Of course, much of this is down to the foundation gifted by Mitchell’s phenomenal script, which above all crafts two brilliant central characters, and a believably horrible environment for them to exist in. Mitchell understood the absurdity of schoolyard politics, and how the ghastly public school ethos of status, belonging, and morality creates a breeding ground of anger and discontent. This is represented in Judd (Dominick Weatherby) and Bennett (Luke Wintour), whose school is ‘a complex network of irreconcilable differences’. They are looking to see if it’s worth even attempting to fit in. We recently celebrated the 50 year anniversary of the Sexual Offences Act, decriminalising homosexuality in England and Wales. Plays like these, at this time, are so important as a reminder of how far we have come, but also of the discrimination still rife in many societies.   

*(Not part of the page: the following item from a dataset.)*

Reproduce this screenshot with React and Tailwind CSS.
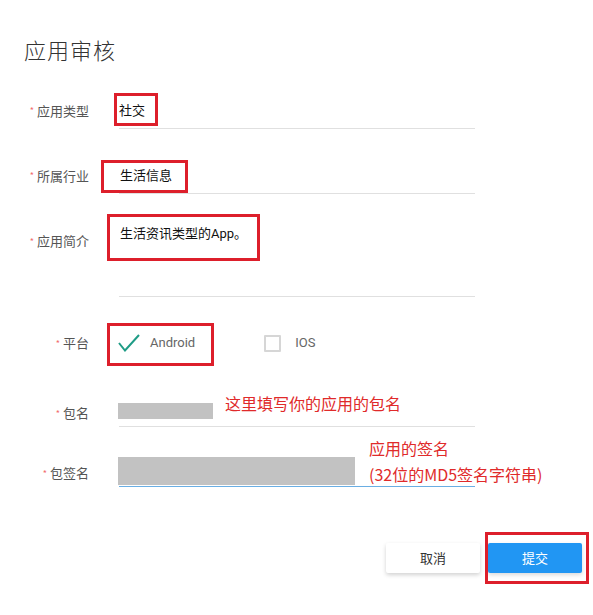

Because of this contrast – the pointless lingo and moral hierarchies in public school, versus the desperate and real emotion of its characters – Mitchell’s script requires stellar acting to ensure the substance is not lost under the chatter. Thankfully, John Livesey’s cast are more than capable of this. Weatherby plays Judd with the right amount of obnoxiousness and bombast, reminiscent of the type of unwavering teenage communist most know at school. Yet the performance is more striking when stripped back and quietly reckoning with his own, or his friend’s, conflict. Wintour’s character Bennett is made the focus of the show, and is performed brilliantly, with the acerbic and ostensibly light character giving way at times to a deeply sad, emotional, and (crucially) understated figure when stripped back. The supporting cast, in particular Marcus Knight-Adams’ antagonistic prefect, give solid performances and help keep the piece moving and tied together, but the focus is very much on the main two.

The design and direction seems to have taken a less-is-more view; a simple yet creatively used set from Sophie Greenfield and a generally understated approach from Livesey allows the script and actors to speak for themselves. There are some inspired moments – a crowd bustling through a hall, or a particularly beautiful end to the first act that I won’t spoil, but will say is likely the moment audiences will return to most. There is also a bit of clutter, like a musical bookend that falls a bit limp, or some prolonged furniture choreography during scene changes. These break up the play a bit too much, but not enough to distract from the fact that Livesey and company have done justice to a script whose quality it would be easy to coast on. There is an attention to detail and subtlety here that is refreshing. Another Country is worth seeing for Mitchell’s seminal script alone, and it is worth staying for the quiet emotion the production team and performers bring.